* **EXERCISE DETAILS**: Transcribe every line, keeping it exact.
-------------------------
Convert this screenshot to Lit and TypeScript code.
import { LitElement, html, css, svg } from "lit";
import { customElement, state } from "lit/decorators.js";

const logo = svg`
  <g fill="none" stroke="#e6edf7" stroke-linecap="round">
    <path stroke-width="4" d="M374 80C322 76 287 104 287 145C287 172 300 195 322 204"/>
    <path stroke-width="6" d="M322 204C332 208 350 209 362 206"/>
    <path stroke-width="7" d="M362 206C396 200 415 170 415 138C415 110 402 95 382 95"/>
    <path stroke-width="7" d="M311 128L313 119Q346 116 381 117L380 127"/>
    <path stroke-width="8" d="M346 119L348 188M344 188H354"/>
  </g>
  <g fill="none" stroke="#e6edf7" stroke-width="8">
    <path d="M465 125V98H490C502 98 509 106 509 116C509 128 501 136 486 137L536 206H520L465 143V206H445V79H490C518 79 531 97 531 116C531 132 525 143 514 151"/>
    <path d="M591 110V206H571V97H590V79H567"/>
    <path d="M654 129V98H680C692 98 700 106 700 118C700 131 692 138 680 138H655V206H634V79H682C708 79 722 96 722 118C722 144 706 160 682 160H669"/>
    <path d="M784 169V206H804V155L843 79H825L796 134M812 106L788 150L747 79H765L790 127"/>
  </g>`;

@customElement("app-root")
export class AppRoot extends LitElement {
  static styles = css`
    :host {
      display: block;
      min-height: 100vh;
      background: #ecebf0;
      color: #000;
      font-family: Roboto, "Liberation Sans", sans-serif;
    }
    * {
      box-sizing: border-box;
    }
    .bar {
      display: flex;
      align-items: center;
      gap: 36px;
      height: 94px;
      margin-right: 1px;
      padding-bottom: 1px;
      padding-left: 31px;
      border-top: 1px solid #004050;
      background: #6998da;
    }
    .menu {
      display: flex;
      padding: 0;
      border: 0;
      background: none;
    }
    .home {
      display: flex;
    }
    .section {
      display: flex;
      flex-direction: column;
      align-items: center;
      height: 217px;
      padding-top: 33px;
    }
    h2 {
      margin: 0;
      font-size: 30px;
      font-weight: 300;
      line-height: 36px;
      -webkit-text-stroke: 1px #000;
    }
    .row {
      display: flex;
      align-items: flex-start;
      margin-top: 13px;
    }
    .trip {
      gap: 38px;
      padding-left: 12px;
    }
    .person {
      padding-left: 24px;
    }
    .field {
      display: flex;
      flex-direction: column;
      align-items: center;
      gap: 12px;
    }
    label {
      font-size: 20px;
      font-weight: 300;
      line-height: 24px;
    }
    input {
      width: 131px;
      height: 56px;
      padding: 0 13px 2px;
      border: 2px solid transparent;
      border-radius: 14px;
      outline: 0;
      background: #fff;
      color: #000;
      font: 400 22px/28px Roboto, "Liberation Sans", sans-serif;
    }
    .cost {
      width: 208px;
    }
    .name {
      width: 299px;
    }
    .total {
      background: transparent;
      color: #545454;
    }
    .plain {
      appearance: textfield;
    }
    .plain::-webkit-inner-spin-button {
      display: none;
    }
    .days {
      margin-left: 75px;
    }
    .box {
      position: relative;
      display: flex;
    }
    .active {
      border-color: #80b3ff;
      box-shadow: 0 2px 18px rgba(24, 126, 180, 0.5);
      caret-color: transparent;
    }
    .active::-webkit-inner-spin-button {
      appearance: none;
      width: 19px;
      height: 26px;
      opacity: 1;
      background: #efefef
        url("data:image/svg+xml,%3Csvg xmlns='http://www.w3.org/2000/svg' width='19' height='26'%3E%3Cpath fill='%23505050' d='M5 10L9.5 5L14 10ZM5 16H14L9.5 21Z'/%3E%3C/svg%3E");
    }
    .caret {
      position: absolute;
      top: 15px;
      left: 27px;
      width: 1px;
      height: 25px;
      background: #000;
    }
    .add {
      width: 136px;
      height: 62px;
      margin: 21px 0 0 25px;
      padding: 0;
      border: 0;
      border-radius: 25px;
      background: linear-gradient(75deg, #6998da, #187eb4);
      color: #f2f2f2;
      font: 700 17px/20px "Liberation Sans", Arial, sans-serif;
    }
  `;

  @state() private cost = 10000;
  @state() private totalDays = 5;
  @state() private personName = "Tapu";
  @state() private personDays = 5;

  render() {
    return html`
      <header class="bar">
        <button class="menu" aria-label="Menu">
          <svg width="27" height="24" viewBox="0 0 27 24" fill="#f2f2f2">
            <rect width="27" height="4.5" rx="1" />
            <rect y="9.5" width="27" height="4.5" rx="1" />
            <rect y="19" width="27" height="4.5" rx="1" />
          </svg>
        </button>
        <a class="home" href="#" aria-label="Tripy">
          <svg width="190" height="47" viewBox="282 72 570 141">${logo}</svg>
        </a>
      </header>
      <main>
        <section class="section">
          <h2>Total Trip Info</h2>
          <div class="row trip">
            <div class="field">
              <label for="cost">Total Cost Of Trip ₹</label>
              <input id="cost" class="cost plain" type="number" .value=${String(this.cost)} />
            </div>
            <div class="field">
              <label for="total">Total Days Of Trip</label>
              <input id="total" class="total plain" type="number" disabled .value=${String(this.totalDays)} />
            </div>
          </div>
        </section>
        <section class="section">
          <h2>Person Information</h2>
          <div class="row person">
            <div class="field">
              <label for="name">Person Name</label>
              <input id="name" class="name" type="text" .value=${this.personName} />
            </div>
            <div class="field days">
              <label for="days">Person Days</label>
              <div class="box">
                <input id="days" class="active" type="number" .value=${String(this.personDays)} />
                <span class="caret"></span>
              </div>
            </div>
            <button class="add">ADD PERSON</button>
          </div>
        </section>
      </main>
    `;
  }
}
-------------------------
* **EXERCISE RESULT**:
Convert this screenshot to Lit and TypeScript code.
import { LitElement, html, css, svg } from "lit";
import { customElement, state } from "lit/decorators.js";

const logo = svg`
  <g fill="none" stroke="#e6edf7" stroke-linecap="round">
    <path stroke-width="4" d="M374 80C322 76 287 104 287 145C287 172 300 195 322 204"/>
    <path stroke-width="6" d="M322 204C332 208 350 209 362 206"/>
    <path stroke-width="7" d="M362 206C396 200 415 170 415 138C415 110 402 95 382 95"/>
    <path stroke-width="7" d="M311 128L313 119Q346 116 381 117L380 127"/>
    <path stroke-width="8" d="M346 119L348 188M344 188H354"/>
  </g>
  <g fill="none" stroke="#e6edf7" stroke-width="8">
    <path d="M465 125V98H490C502 98 509 106 509 116C509 128 501 136 486 137L536 206H520L465 143V206H445V79H490C518 79 531 97 531 116C531 132 525 143 514 151"/>
    <path d="M591 110V206H571V97H590V79H567"/>
    <path d="M654 129V98H680C692 98 700 106 700 118C700 131 692 138 680 138H655V206H634V79H682C708 79 722 96 722 118C722 144 706 160 682 160H669"/>
    <path d="M784 169V206H804V155L843 79H825L796 134M812 106L788 150L747 79H765L790 127"/>
  </g>`;

@customElement("app-root")
export class AppRoot extends LitElement {
  static styles = css`
    :host {
      display: block;
      min-height: 100vh;
      background: #ecebf0;
      color: #000;
      font-family: Roboto, "Liberation Sans", sans-serif;
    }
    * {
      box-sizing: border-box;
    }
    .bar {
      display: flex;
      align-items: center;
      gap: 36px;
      height: 94px;
      margin-right: 1px;
      padding-bottom: 1px;
      padding-left: 31px;
      border-top: 1px solid #004050;
      background: #6998da;
    }
    .menu {
      display: flex;
      padding: 0;
      border: 0;
      background: none;
    }
    .home {
      display: flex;
    }
    .section {
      display: flex;
      flex-direction: column;
      align-items: center;
      height: 217px;
      padding-top: 33px;
    }
    h2 {
      margin: 0;
      font-size: 30px;
      font-weight: 300;
      line-height: 36px;
      -webkit-text-stroke: 1px #000;
    }
    .row {
      display: flex;
      align-items: flex-start;
      margin-top: 13px;
    }
    .trip {
      gap: 38px;
      padding-left: 12px;
    }
    .person {
      padding-left: 24px;
    }
    .field {
      display: flex;
      flex-direction: column;
      align-items: center;
      gap: 12px;
    }
    label {
      font-size: 20px;
      font-weight: 300;
      line-height: 24px;
    }
    input {
      width: 131px;
      height: 56px;
      padding: 0 13px 2px;
      border: 2px solid transparent;
      border-radius: 14px;
      outline: 0;
      background: #fff;
      color: #000;
      font: 400 22px/28px Roboto, "Liberation Sans", sans-serif;
    }
    .cost {
      width: 208px;
    }
    .name {
      width: 299px;
    }
    .total {
      background: transparent;
      color: #545454;
    }
    .plain {
      appearance: textfield;
    }
    .plain::-webkit-inner-spin-button {
      display: none;
    }
    .days {
      margin-left: 75px;
    }
    .box {
      position: relative;
      display: flex;
    }
    .active {
      border-color: #80b3ff;
      box-shadow: 0 2px 18px rgba(24, 126, 180, 0.5);
      caret-color: transparent;
    }
    .active::-webkit-inner-spin-button {
      appearance: none;
      width: 19px;
      height: 26px;
      opacity: 1;
      background: #efefef
        url("data:image/svg+xml,%3Csvg xmlns='http://www.w3.org/2000/svg' width='19' height='26'%3E%3Cpath fill='%23505050' d='M5 10L9.5 5L14 10ZM5 16H14L9.5 21Z'/%3E%3C/svg%3E");
    }
    .caret {
      position: absolute;
      top: 15px;
      left: 27px;
      width: 1px;
      height: 25px;
      background: #000;
    }
    .add {
      width: 136px;
      height: 62px;
      margin: 21px 0 0 25px;
      padding: 0;
      border: 0;
      border-radius: 25px;
      background: linear-gradient(75deg, #6998da, #187eb4);
      color: #f2f2f2;
      font: 700 17px/20px "Liberation Sans", Arial, sans-serif;
    }
  `;

  @state() private cost = 10000;
  @state() private totalDays = 5;
  @state() private personName = "Tapu";
  @state() private personDays = 5;

  render() {
    return html`
      <header class="bar">
        <button class="menu" aria-label="Menu">
          <svg width="27" height="24" viewBox="0 0 27 24" fill="#f2f2f2">
            <rect width="27" height="4.5" rx="1" />
            <rect y="9.5" width="27" height="4.5" rx="1" />
            <rect y="19" width="27" height="4.5" rx="1" />
          </svg>
        </button>
        <a class="home" href="#" aria-label="Tripy">
          <svg width="190" height="47" viewBox="282 72 570 141">${logo}</svg>
        </a>
      </header>
      <main>
        <section class="section">
          <h2>Total Trip Info</h2>
          <div class="row trip">
            <div class="field">
              <label for="cost">Total Cost Of Trip ₹</label>
              <input id="cost" class="cost plain" type="number" .value=${String(this.cost)} />
            </div>
            <div class="field">
              <label for="total">Total Days Of Trip</label>
              <input id="total" class="total plain" type="number" disabled .value=${String(this.totalDays)} />
            </div>
          </div>
        </section>
        <section class="section">
          <h2>Person Information</h2>
          <div class="row person">
            <div class="field">
              <label for="name">Person Name</label>
              <input id="name" class="name" type="text" .value=${this.personName} />
            </div>
            <div class="field days">
              <label for="days">Person Days</label>
              <div class="box">
                <input id="days" class="active" type="number" .value=${String(this.personDays)} />
                <span class="caret"></span>
              </div>
            </div>
            <button class="add">ADD PERSON</button>
          </div>
        </section>
      </main>
    `;
  }
}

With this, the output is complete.